Gerade auch das Kulturelle war Ruß sehr am Herzen gelegen. Die Bewahrung der Schlösser versuchte er mit den unterschiedlichen Nutzungen derselben in Einklang zu bringen. Schneider erinnerte an zahlreiche Ausstellungen in der Neuen Residenz, die Ruß begleitet und vor Ort mit organisiert habe. Der Kastellan trug durch sein Organisationstalent und sein ausgleichendes Wesen zum Erfolg von mehr als einem Dutzend von vielen zahntausend Besuchern gesehenen Ausstellungen bei, wie etwa „Von Athen nach Bamberg – König Otto von Griechenland“ im Jahr 2002, „Kaiserräume- Kaiserträume“ von 2007. Auch die in wenigen Tagen beginnende Ausstellung „Unbekannte Schätze. Möbel und Kunstwerke aus den Depots der Bamberger Residenz“ hat er in den vergangenen Monaten noch in Zusammenarbeit mit dem Museumsreferenten Dr. Sebastian Karnatz vorbereitet. Dabei war sich Ruß stets bewusst, dass er einen wesentlichen Teil des in christlicher Tradition und auf Basis des Glaubens entstandenen architektonischen und künstlerischen Erbes der Fürstbischöfe von Bamberg und der Bamberger Kirche als Ganzes verwaltete. Dessen Erhalt und Schutz war für ihn immer vorrangig, eine gute Zusammenarbeit mit der katholischen Kirche als Nachbarn stets wichtig.
Die aktuell laufende Generalsanierung der Neuen Residenz verlangte ihm in den vergangenen Jahre viel Arbeit und Geduld ab. Ruß war als personifizierte Schnittstelle in der Residenz zwischen ausführenden Firmen, der Bayerischen Schlösserverwaltung und dem Staatlichen Bauamt Bamberg gefragter Partner in vielen Fachfragen von notwendiger Elektrifizierung über Planung von Veranstaltungen bis hin zum Verbleib und korrekten Lagerung von Kunstgut in den zahlreichen Depots der Verwaltung.
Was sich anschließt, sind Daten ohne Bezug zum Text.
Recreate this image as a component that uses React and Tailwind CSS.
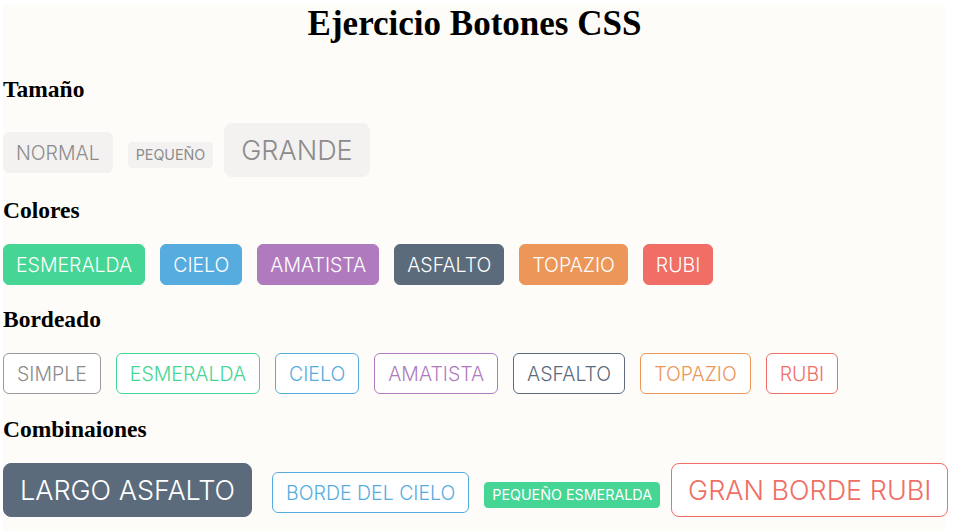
const font = { fontFamily: "Inter, Roboto, sans-serif" };

const sizes = {
  small: "text-[14.3px] font-normal leading-[16px] pt-[4px] pb-[4px] px-[7px] rounded-[4px] mr-[11px]",
  normal: "text-[19.5px] font-light leading-[21px] pt-[10px] pb-[8px] px-[12px] rounded-[6px] mr-[15px]",
  large: "text-[27px] font-light leading-[30px] pt-[12px] pb-[10px] px-[16px] rounded-[8px] mr-[20px]",
};

const fills = {
  plain: "bg-[#f3f2f1] border-[#f3f2f1] text-[#8c8c8c]",
  esmeralda: "bg-[#45d594] border-[#45d594] text-white",
  cielo: "bg-[#56acdf] border-[#56acdf] text-white",
  amatista: "bg-[#b07bbe] border-[#b07bbe] text-white",
  asfalto: "bg-[#5b6b7b] border-[#5b6b7b] text-white",
  topazio: "bg-[#ec9659] border-[#ec9659] text-white",
  rubi: "bg-[#f06e66] border-[#f06e66] text-white",
};

// the outlined ones come out a pixel or two wider in the original
const outlines = {
  simple: "bg-white border-[#9a9a9a] text-[#8c8c8c] !px-[13px]",
  esmeralda: "bg-white border-[#45d594] text-[#45d594] !px-[13px]",
  cielo: "bg-white border-[#56acdf] text-[#56acdf] !px-[13px]",
  amatista: "bg-white border-[#b07bbe] text-[#b07bbe] !px-[13px]",
  asfalto: "bg-white border-[#5b6b7b] text-[#5b6b7b] !px-[13px]",
  topazio: "bg-white border-[#ec9659] text-[#ec9659] !px-[13px]",
  rubi: "bg-white border-[#f06e66] text-[#f06e66] !px-[13px]",
  rubiGrande: "bg-white border-[#f06e66] text-[#f06e66]",
};

function Boton({ size = "normal", look, children }) {
  return (
    <button
      style={font}
      className={`border whitespace-nowrap ${sizes[size]} ${look}`}
    >
      {children}
    </button>
  );
}

function Titulo({ children, className }) {
  return (
    <h3
      className={`text-[23.5px] leading-[24px] font-bold text-black ${className}`}
      style={{ fontFamily: "'Liberation Serif', serif" }}
    >
      {children}
    </h3>
  );
}

export default function App() {
  return (
    <div className="bg-white min-h-[531px] pt-[5px] pl-[3px]">
      <div className="w-[943px] bg-[#fdfcf9] flex flex-col pb-[20px]">
        <h1
          className="mt-[1px] text-[35px] leading-[36px] font-bold text-center text-black"
          style={{ fontFamily: "'Liberation Serif', serif" }}
        >
          Ejercicio Botones CSS
        </h1>

        <Titulo className="mt-[35px]">Tamaño</Titulo>
        <div className="flex items-baseline mt-[22px]">
          <Boton look={fills.plain}>NORMAL</Boton>
          <Boton size="small" look={fills.plain}>PEQUEÑO</Boton>
          <Boton size="large" look={fills.plain}>GRANDE</Boton>
        </div>

        <Titulo className="mt-[21px]">Colores</Titulo>
        <div className="flex items-baseline mt-[22px]">
          <Boton look={fills.esmeralda}>ESMERALDA</Boton>
          <Boton look={fills.cielo}>CIELO</Boton>
          <Boton look={fills.amatista}>AMATISTA</Boton>
          <Boton look={fills.asfalto}>ASFALTO</Boton>
          <Boton look={fills.topazio}>TOPAZIO</Boton>
          <Boton look={fills.rubi}>RUBI</Boton>
        </div>

        <Titulo className="mt-[22px]">Bordeado</Titulo>
        <div className="flex items-baseline mt-[22px]">
          <Boton look={outlines.simple}>SIMPLE</Boton>
          <Boton look={outlines.esmeralda}>ESMERALDA</Boton>
          <Boton look={outlines.cielo}>CIELO</Boton>
          <Boton look={outlines.amatista}>AMATISTA</Boton>
          <Boton look={outlines.asfalto}>ASFALTO</Boton>
          <Boton look={outlines.topazio}>TOPAZIO</Boton>
          <Boton look={outlines.rubi}>RUBI</Boton>
        </div>

        <Titulo className="mt-[23px]">Combinaiones</Titulo>
        <div className="flex items-baseline mt-[22px]">
          <Boton size="large" look={fills.asfalto}>LARGO ASFALTO</Boton>
          <Boton look={outlines.cielo}>BORDE DEL CIELO</Boton>
          <Boton size="small" look={fills.esmeralda}>PEQUEÑO ESMERALDA</Boton>
          <Boton size="large" look={outlines.rubiGrande}>GRAN BORDE RUBI</Boton>
        </div>
      </div>
    </div>
  );
}
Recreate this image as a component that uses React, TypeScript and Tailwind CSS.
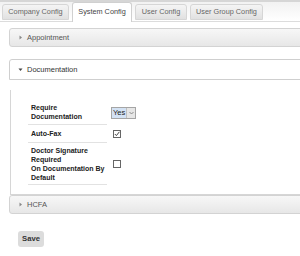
const Caret = ({ open }: { open?: boolean }) =>
  open ? (
    <svg width="5" height="5" viewBox="0 0 5 5" className="shrink-0">
      <polygon points="0.5,1.5 4.5,1.5 2.5,4" fill="#444" />
    </svg>
  ) : (
    <svg width="5" height="5" viewBox="0 0 5 5" className="shrink-0">
      <polygon points="1.5,0.5 4,2.5 1.5,4.5" fill="#888" />
    </svg>
  );

const Check = ({ checked }: { checked?: boolean }) => (
  <div className="ml-[2px] w-[8px] h-[8px] border border-[#666] bg-white flex items-center justify-center">
    {checked && (
      <svg width="6" height="6" viewBox="0 0 6 6">
        <polyline points="0.8,3 2.4,4.6 5.4,0.8" fill="none" stroke="#444" strokeWidth="1" />
      </svg>
    )}
  </div>
);

const tabs = [
  { label: "Company Config", w: "w-[67px]" },
  { label: "System Config", w: "w-[60px]", active: true },
  { label: "User Config", w: "w-[52px]" },
  { label: "User Group Config", w: "w-[73px]" },
];

export default function App() {
  return (
    <div className="w-[300px] h-[256px] overflow-hidden bg-white font-['Liberation_Sans',Arial,sans-serif]">
      <div className="w-[330px]">
        {/* tab strip */}
        <div className="h-[22px] border-t-2 border-[#d6d6d6] border-b border-b-[#dcdcdc] bg-gradient-to-b from-[#f2f2f2] to-white flex items-end pl-[2px] gap-[3px]">
          {tabs.map((t) =>
            t.active ? (
              <div
                key={t.label}
                className={`${t.w} h-[20px] -mb-px bg-white border border-b-0 border-[#d0d0d0] rounded-t-[3px] flex items-center justify-center text-[7.3px] text-[#444]`}
              >
                {t.label}
              </div>
            ) : (
              <div
                key={t.label}
                className={`${t.w} h-[16px] mb-[1px] bg-gradient-to-b from-[#f5f5f5] to-[#e1e1e1] border border-[#d6d6d6] rounded-t-[3px] flex items-center justify-center text-[7.3px] text-[#666]`}
              >
                {t.label}
              </div>
            )
          )}
        </div>

        <div className="pl-[9px]">
          {/* Appointment */}
          <div className="mt-[6px] h-[19px] rounded-[3px] border border-[#d3d3d3] bg-gradient-to-b from-[#f7f7f7] to-[#e7e7e7] flex items-center gap-[4px] pl-[8px] text-[7.5px] text-[#555]">
            <Caret />
            <span>Appointment</span>
          </div>

          {/* Documentation */}
          <div className="mt-[12px] h-[21px] rounded-t-[3px] border border-[#cfcfcf] bg-white flex items-center gap-[4px] pl-[8px] text-[7.5px] text-[#333]">
            <Caret open />
            <span>Documentation</span>
          </div>
          <div className="pt-[10px] ml-px">
            <div className="border-l border-r border-b border-[#d6d6d6] pt-[10px] pb-[9px] pl-[17px]">
              <div className="text-[7px] leading-[9px] font-bold text-[#222]">
                <div className="flex items-center">
                  <div className="w-[79px] pl-[3px] pt-[3px] pb-[3px] border-b border-[#e2e2e2]">
                    Require
                    <br />
                    Documentation
                  </div>
                  <div className="ml-[4px] h-[12px] flex border border-[#a5a5a5] font-normal">
                    <span className="bg-[#d3e2f4] px-[1px] text-[7.5px] leading-[10px] text-[#222]">Yes</span>
                    <span className="w-[9px] bg-[#e6e6e6] border-l border-[#c0c0c0] flex items-center justify-center">
                      <svg width="5" height="4" viewBox="0 0 5 4">
                        <polyline points="0.5,1 2.5,3 4.5,1" fill="none" stroke="#777" strokeWidth="0.8" />
                      </svg>
                    </span>
                  </div>
                </div>
                <div className="flex items-center">
                  <div className="w-[79px] pl-[3px] pt-[4px] pb-[4px] border-b border-[#e2e2e2]">Auto-Fax</div>
                  <div className="ml-[4px]">
                    <Check checked />
                  </div>
                </div>
                <div className="flex items-center">
                  <div className="w-[79px] pl-[3px] pt-[3px] pb-[2px] border-b border-[#e2e2e2]">
                    Doctor Signature
                    <br />
                    Required
                    <br />
                    On Documentation By
                    <br />
                    Default
                  </div>
                  <div className="ml-[4px]">
                    <Check />
                  </div>
                </div>
              </div>
            </div>
          </div>

          {/* HCFA */}
          <div className="h-[19px] rounded-[3px] border border-[#d3d3d3] bg-gradient-to-b from-[#f7f7f7] to-[#e7e7e7] flex items-center gap-[4px] pl-[8px] text-[7.5px] text-[#555]">
            <Caret />
            <span>HCFA</span>
          </div>

          <div className="mt-[17px] ml-[9px] w-[26px] h-[16px] rounded-[3px] bg-[#dcdcdc] flex items-center justify-center text-[7.7px] font-bold text-[#333]">
            Save
          </div>
        </div>
      </div>
    </div>
  );
}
Viele große Feste hat Ruß in der Neuen Residenz und in Seehof erlebt und mit organisiert, darunter Staatsempfänge für die drei Ministerpräsidenten Franz-Josef Strauß, Edmund Stoiber und Markus Söder sowie einer ganzen Reihe von Finanzministern. Zuletzt den Empfang von Staatsminister Albert Füracker anlässlich der Ausstellungseröffnung „Majestäten, Königskinder, Verfassungsväter“ vom Juni 2019. Auch für die Auftritte großer Künstler wie dem Sänger Herrmann Prey oder dem Pianisten Alain Bernheim und den Bamberger Symphonikern und für die Rosengarten Serenaden schuf Ruß mit seinen Kolleginnen und Kollegen Voraussetzungen und den Rahmen für denkwürdige Auftritte im Kaisersaal. Auch bei den Planungen für Großveranstaltungen auf dem Domplatz und in der Alten Hofhaltung wie etwa den alljährlichen Vereidigungen der Bundespolizei, dem Heinrichsfest, den Calderon-Festspielen oder den Domplatz-Open Airs war der heute 65-jährige in vielfältiger Weise beteiligt. Der technisch wie kulturell versierte Kastellan war als helfender Held im Hintergrund tätig für zahlreiche Dreharbeiten für Spielfilme wie die „Drei Musketiere“ von 2011 oder „Farinelli“ von 1994 und Fernsehproduktionen „Die Seelen im Feuer“ des ZDF oder „Kunst- und Krempel“ des BR aus dem Kaisersaal der Neuen Residenz.
Einen stets guten Draht bewahrte sich der ausgewiesene Profi im Kulturbetrieb dabei zum Tourismus- und Kongressservice und den Museen der Stadt Bamberg, der katholischen Kirche und dem Staatlichen Bauamt Bamberg, wohl wissend, wie notwendig eine gute und rücksichtsvolle Zusammenarbeit im Herzen des UNESCO-Welterbes Altstadt Bamberg ist.
Ruß wird sich als Pensionär nicht der Ruhe und Muße hingeben, sondern laut eigenen Angaben um die Ausstattung seines Hauses mit neu gebautem Kaltwintergarten sowie als Helfer im Landwirtschaftsbetrieb seiner Familie betätigen. Seine technischen und menschlichen Fähigkeiten werden ihm dabei bestimmt von Nutzen sein.